I figured out a way to chop onions without crying...
The trick is avoiding getting emotionally attached to the onion.
Last year, when I went to Texas, I met this very polite and gentle onion. Its name was the Texas supa-sweet onion.
Did you hear about the man chopping an onion with the Grim Reaper?
He was dicing with death
When the baby onion was misbehaving, the father onion told it, "You better behave, you cheeky chops!"
Worried about overcooking your onion?
Don't sweat it.
What do you call a dog who only eats garlic and onions?
A dog with a bark worse than its bite.
What do you call an onion who wants to go on romantic dates in Paris? A French onion.
I used to sell loose onions
Until I got the sack‬
To which tier of fruits and vegetables do onions belong? They belong to the teary.
What do you call an onion that keeps on jumping up and down? You call it a spring onion!

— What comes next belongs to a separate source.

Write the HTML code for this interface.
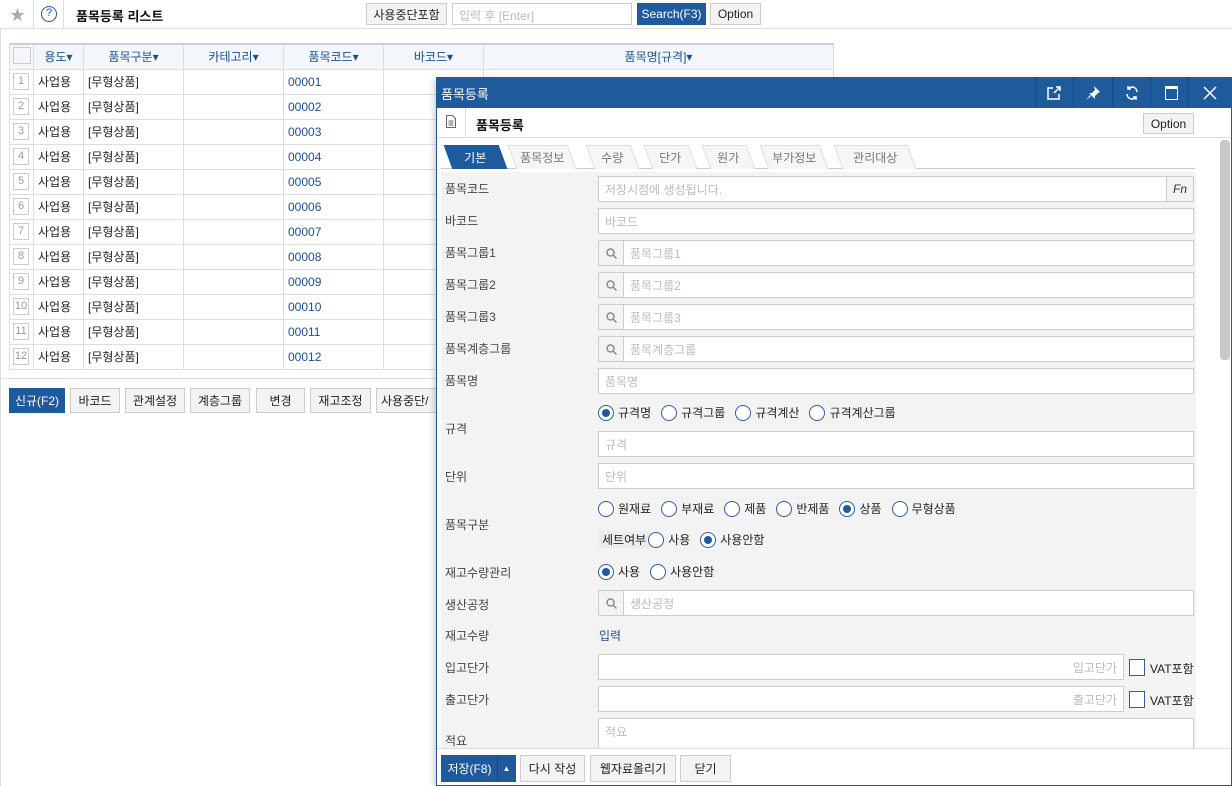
<!DOCTYPE html>
<html><head><meta charset="utf-8"><style>
*{box-sizing:border-box;margin:0;padding:0}
body{width:1232px;height:786px;overflow:hidden;background:#fff;font-family:"Liberation Sans","Noto Sans CJK KR",sans-serif;font-size:12px;color:#222;position:relative}
.a{position:absolute}
.btn{position:absolute;height:25px;border:1px solid #ccc;background:#f3f3f3;font-size:12px;display:flex;align-items:center;justify-content:center;color:#222}
.blue{background:#1e5a9c;border-color:#1e5a9c;color:#fff}
table{border-collapse:collapse;position:absolute;left:9px;top:43px;table-layout:fixed}
td,th{border:1px solid #ddd;height:25px;font-size:12px;white-space:nowrap;overflow:hidden}
th{background:#f3f6fa;color:#1e4f8c;font-weight:normal;border-top:2px solid #c5cfdb}
td{padding-left:4px}
td.n{padding:0 3px}
.nb{display:inline-block;width:16px;height:17px;border:1px solid #ccc;color:#999;font-size:11px;text-align:center;line-height:15px}
.code{color:#1e4f8c}
.lab{position:absolute;left:445px;font-size:12px;color:#444}
.inp{position:absolute;left:598px;width:596px;height:26px;border:1px solid #ccc;background:#fff;color:#bbb;font-size:12px;padding-left:6px;display:flex;align-items:center}
.srch{padding-left:0}
.srch .ic{width:25px;height:100%;border-right:1px solid #ccc;background:#f3f3f3;display:flex;align-items:center;justify-content:center;margin-right:6px}
.rads{position:absolute;left:598px;display:flex;align-items:center;font-size:12px;color:#222}
.r{width:16px;height:16px;border:1px solid #2a5e9c;border-radius:50%;background:#fff;margin-right:4px;display:inline-flex;align-items:center;justify-content:center}
.r.on::after{content:"";width:8px;height:8px;border-radius:50%;background:#1e5a9c}
.rads span.t{margin-right:10px}
.tab{position:absolute;top:145px;height:24px;font-size:12px;color:#777;display:flex;align-items:center;justify-content:center;background:#f6f6f6;border:1px solid #ddd;border-bottom:none;transform:skewX(20deg)}
.tab span{transform:skewX(-20deg)}
</style></head><body>
<!-- top bar -->
<div class="a" style="left:0;top:0;width:1232px;height:29px;border-bottom:1px solid #ddd"></div>
<div class="a" style="left:33px;top:0;width:1px;height:29px;background:#ddd"></div>
<div class="a" style="left:63px;top:0;width:1px;height:29px;background:#ddd"></div>
<div class="a" style="left:10px;top:4px;color:#aaa;font-size:15px">★</div>
<div class="a" style="left:41px;top:6px;width:16px;height:16px;border:1.5px solid #1e5a9c;border-radius:50%;color:#1e5a9c;font-size:11px;text-align:center;line-height:13px">?</div>
<div class="a" style="left:76px;top:6px;font-size:13px;font-weight:bold;color:#111">품목등록 리스트</div>
<div class="btn" style="left:366px;top:3px;width:81px;height:22px">사용중단포함</div>
<div class="a" style="left:452px;top:3px;width:180px;height:22px;border:1px solid #ccc;color:#bbb;padding:3px 6px;font-size:12px">입력 후 [Enter]</div>
<div class="btn blue" style="left:637px;top:3px;width:69px;height:22px">Search(F3)</div>
<div class="btn" style="left:710px;top:3px;width:51px;height:22px">Option</div>
<div class="a" style="left:0;top:29px;width:1px;height:757px;background:#ddd"></div>

<table>
<colgroup><col style="width:24px"><col style="width:50px"><col style="width:100px"><col style="width:100px"><col style="width:100px"><col style="width:100px"><col style="width:350px"></colgroup>
<tr><th><span class="nb" style="width:18px"></span></th><th>용도▾</th><th>품목구분▾</th><th>카테고리▾</th><th>품목코드▾</th><th>바코드▾</th><th>품목명[규격]▾</th></tr>
<tr><td class="n"><span class="nb">1</span></td><td>사업용</td><td>[무형상품]</td><td></td><td class="code">00001</td><td></td><td></td></tr>
<tr><td class="n"><span class="nb">2</span></td><td>사업용</td><td>[무형상품]</td><td></td><td class="code">00002</td><td></td><td></td></tr>
<tr><td class="n"><span class="nb">3</span></td><td>사업용</td><td>[무형상품]</td><td></td><td class="code">00003</td><td></td><td></td></tr>
<tr><td class="n"><span class="nb">4</span></td><td>사업용</td><td>[무형상품]</td><td></td><td class="code">00004</td><td></td><td></td></tr>
<tr><td class="n"><span class="nb">5</span></td><td>사업용</td><td>[무형상품]</td><td></td><td class="code">00005</td><td></td><td></td></tr>
<tr><td class="n"><span class="nb">6</span></td><td>사업용</td><td>[무형상품]</td><td></td><td class="code">00006</td><td></td><td></td></tr>
<tr><td class="n"><span class="nb">7</span></td><td>사업용</td><td>[무형상품]</td><td></td><td class="code">00007</td><td></td><td></td></tr>
<tr><td class="n"><span class="nb">8</span></td><td>사업용</td><td>[무형상품]</td><td></td><td class="code">00008</td><td></td><td></td></tr>
<tr><td class="n"><span class="nb">9</span></td><td>사업용</td><td>[무형상품]</td><td></td><td class="code">00009</td><td></td><td></td></tr>
<tr><td class="n"><span class="nb">10</span></td><td>사업용</td><td>[무형상품]</td><td></td><td class="code">00010</td><td></td><td></td></tr>
<tr><td class="n"><span class="nb">11</span></td><td>사업용</td><td>[무형상품]</td><td></td><td class="code">00011</td><td></td><td></td></tr>
<tr><td class="n"><span class="nb">12</span></td><td>사업용</td><td>[무형상품]</td><td></td><td class="code">00012</td><td></td><td></td></tr>
</table>
<div class="a" style="left:0;top:378px;width:436px;height:1px;background:#ddd"></div>
<div class="btn blue" style="left:9px;top:388px;width:56px">신규(F2)</div>
<div class="btn" style="left:70px;top:388px;width:50px">바코드</div>
<div class="btn" style="left:125px;top:388px;width:60px">관계설정</div>
<div class="btn" style="left:190px;top:388px;width:60px">계층그룹</div>
<div class="btn" style="left:256px;top:388px;width:49px">변경</div>
<div class="btn" style="left:310px;top:388px;width:61px">재고조정</div>
<div class="btn" style="left:376px;top:388px;width:70px;justify-content:flex-start;padding-left:4px">사용중단/</div>

<!-- modal -->
<div class="a" style="left:436px;top:77px;width:796px;height:709px;background:#fff;border:1px solid #1e5a9c;box-shadow:-2px 2px 6px rgba(0,0,0,.2)"></div>
<div class="a" style="left:436px;top:77px;width:796px;height:31px;background:#1e5a9c"></div>
<div class="a" style="left:441px;top:84px;color:#fff;font-size:13px">품목등록</div>
<div class="a" style="left:1035px;top:77px;width:1px;height:31px;background:#174a82"></div>
<div class="a" style="left:1073px;top:77px;width:1px;height:31px;background:#174a82"></div>
<div class="a" style="left:1112px;top:77px;width:1px;height:31px;background:#174a82"></div>
<div class="a" style="left:1150px;top:77px;width:1px;height:31px;background:#174a82"></div>
<div class="a" style="left:1188px;top:77px;width:1px;height:31px;background:#174a82"></div>
<svg class="a" style="left:1046px;top:86px" width="16" height="14" viewBox="0 0 16 14" fill="none" stroke="#fff" stroke-width="1.5"><path d="M7 2H2v11h11V8"/><path d="M8 7l6-6M10 1h4v4"/></svg>
<svg class="a" style="left:1086px;top:86px" width="14" height="14" viewBox="0 0 14 14" fill="#fff"><path d="M8 0l6 6-2 1-3 3 0 3-6-6 3 0 3-3z"/><path d="M4 9l-4 5 5-4z"/></svg>
<svg class="a" style="left:1125px;top:86px" width="14" height="14" viewBox="0 0 14 14" fill="none" stroke="#fff" stroke-width="1.5"><path d="M12 6A5 5 0 0 0 3 3M2 8a5 5 0 0 0 9 3"/><path d="M3 0v3h3M11 14v-3H8"/></svg>
<div class="a" style="left:1165px;top:86px;width:13px;height:14px;border:1.5px solid #fff;border-top-width:3px"></div>
<svg class="a" style="left:1203px;top:86px" width="14" height="14" stroke="#fff" stroke-width="1.5"><path d="M1 1l12 12M13 1L1 13"/></svg>
<!-- toolbar -->
<div class="a" style="left:437px;top:137px;width:794px;height:1px;background:#ddd"></div>
<div class="a" style="left:465px;top:108px;width:1px;height:29px;background:#ddd"></div>
<svg class="a" style="left:446px;top:115px" width="10" height="13" fill="none" stroke="#666"><path d="M.5.5h6l3 3v9h-9z M2.5 6h5M2.5 8h5M2.5 10h5"/></svg>
<div class="a" style="left:476px;top:115px;font-size:13px;font-weight:bold;color:#111">품목등록</div>
<div class="btn" style="left:1143px;top:113px;width:51px;height:21px">Option</div>
<!-- scrollbar -->
<div class="a" style="left:1220px;top:140px;width:10px;height:220px;background:#c8c8c8;border-radius:4px"></div>
<!-- tabs -->
<div class="a" style="left:441px;top:168px;width:754px;height:1px;background:#ccc"></div>
<div class="tab" style="left:512px;width:60px"><span>품목정보</span></div>
<div class="tab" style="left:590px;width:45px"><span>수량</span></div>
<div class="tab" style="left:648px;width:45px"><span>단가</span></div>
<div class="tab" style="left:706px;width:45px"><span>원가</span></div>
<div class="tab" style="left:764px;width:60px"><span>부가정보</span></div>
<div class="tab" style="left:838px;width:74px"><span>관리대상</span></div>
<div class="tab" style="left:448px;width:55px;background:#1e5a9c;border-color:#1e5a9c;color:#fff"><span>기본</span></div>
<!-- form bg -->
<div class="a" style="left:441px;top:172px;width:755px;height:576px;background:#f3f3f3"></div>

<div class="lab" style="top:180px">품목코드</div>
<div class="inp" style="top:176px">저장시점에 생성됩니다.<div style="position:absolute;right:0;top:0;width:27px;height:24px;border-left:1px solid #ccc;background:#f3f3f3;color:#333;font-style:italic;display:flex;align-items:center;justify-content:center">Fn</div></div>
<div class="lab" style="top:212px">바코드</div>
<div class="inp" style="top:208px">바코드</div>
<div class="lab" style="top:244px">품목그룹1</div>
<div class="inp srch" style="top:240px"><div class="ic"><svg width="11" height="11" fill="none" stroke="#888" stroke-width="1.4"><circle cx="4.5" cy="4.5" r="3.5"/><path d="M7 7l3.5 3.5"/></svg></div>품목그룹1</div>
<div class="lab" style="top:276px">품목그룹2</div>
<div class="inp srch" style="top:272px"><div class="ic"><svg width="11" height="11" fill="none" stroke="#888" stroke-width="1.4"><circle cx="4.5" cy="4.5" r="3.5"/><path d="M7 7l3.5 3.5"/></svg></div>품목그룹2</div>
<div class="lab" style="top:308px">품목그룹3</div>
<div class="inp srch" style="top:304px"><div class="ic"><svg width="11" height="11" fill="none" stroke="#888" stroke-width="1.4"><circle cx="4.5" cy="4.5" r="3.5"/><path d="M7 7l3.5 3.5"/></svg></div>품목그룹3</div>
<div class="lab" style="top:340px">품목계층그룹</div>
<div class="inp srch" style="top:336px"><div class="ic"><svg width="11" height="11" fill="none" stroke="#888" stroke-width="1.4"><circle cx="4.5" cy="4.5" r="3.5"/><path d="M7 7l3.5 3.5"/></svg></div>품목계층그룹</div>
<div class="lab" style="top:372px">품목명</div>
<div class="inp" style="top:368px">품목명</div>
<div class="lab" style="top:420px">규격</div>
<div class="rads" style="top:404px"><i class="r on"></i><span class="t">규격명</span><i class="r"></i><span class="t">규격그룹</span><i class="r"></i><span class="t">규격계산</span><i class="r"></i><span class="t">규격계산그룹</span></div>
<div class="inp" style="top:431px">규격</div>
<div class="lab" style="top:468px">단위</div>
<div class="inp" style="top:463px">단위</div>
<div class="lab" style="top:516px">품목구분</div>
<div class="rads" style="top:500px"><i class="r"></i><span class="t">원재료</span><i class="r"></i><span class="t">부재료</span><i class="r"></i><span class="t">제품</span><i class="r"></i><span class="t">반제품</span><i class="r on"></i><span class="t">상품</span><i class="r"></i><span class="t">무형상품</span></div>
<div class="rads" style="top:531px"><span style="background:#ececec;padding:0 2px 0 4px;margin-right:0">세트여부</span><i class="r"></i><span class="t">사용</span><i class="r on"></i><span class="t">사용안함</span></div>
<div class="lab" style="top:564px">재고수량관리</div>
<div class="rads" style="top:563px"><i class="r on"></i><span class="t">사용</span><i class="r"></i><span class="t">사용안함</span></div>
<div class="lab" style="top:596px">생산공정</div>
<div class="inp srch" style="top:590px"><div class="ic"><svg width="11" height="11" fill="none" stroke="#888" stroke-width="1.4"><circle cx="4.5" cy="4.5" r="3.5"/><path d="M7 7l3.5 3.5"/></svg></div>생산공정</div>
<div class="lab" style="top:627px">재고수량</div>
<div class="a" style="left:599px;top:627px;color:#1e4f8c">입력</div>
<div class="lab" style="top:659px">입고단가</div>
<div class="inp" style="top:654px;width:526px;justify-content:flex-end;padding-right:6px">입고단가</div>
<div class="a" style="left:1129px;top:659px;width:16px;height:17px;border:1px solid #2a5e9c;background:#fff"></div>
<div class="a" style="left:1150px;top:660px">VAT포함</div>
<div class="lab" style="top:691px">출고단가</div>
<div class="inp" style="top:686px;width:526px;justify-content:flex-end;padding-right:6px">출고단가</div>
<div class="a" style="left:1129px;top:691px;width:16px;height:17px;border:1px solid #2a5e9c;background:#fff"></div>
<div class="a" style="left:1150px;top:692px">VAT포함</div>
<div class="lab" style="top:732px">적요</div>
<div class="inp" style="top:718px;height:40px;align-items:flex-start;padding-top:4px">적요</div>
<!-- footer -->
<div class="a" style="left:437px;top:748px;width:794px;height:37px;background:#fff;border-top:1px solid #ddd"></div>
<div class="btn blue" style="left:441px;top:755px;width:57px;height:27px">저장(F8)</div>
<div class="btn blue" style="left:497px;top:755px;width:19px;height:27px;border-left:1px solid #15467c;font-size:8px">▲</div>
<div class="btn" style="left:520px;top:755px;width:65px;height:27px">다시 작성</div>
<div class="btn" style="left:590px;top:755px;width:86px;height:27px">웹자료올리기</div>
<div class="btn" style="left:680px;top:755px;width:51px;height:27px">닫기</div>
</body></html>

The onion teacher was teaching her onion students about figures of speech. Today, she was teaching onionomatopia.
What happened when the onion tried to cross the bridge guarded by Gandalf? Gandalf shouted, "You shallot pass this bridge!"
What happens when an onion burps at the most awkward time? It releases tear gas.
What do you call the onions which are small and yellow and very naughty? You call it a minonion!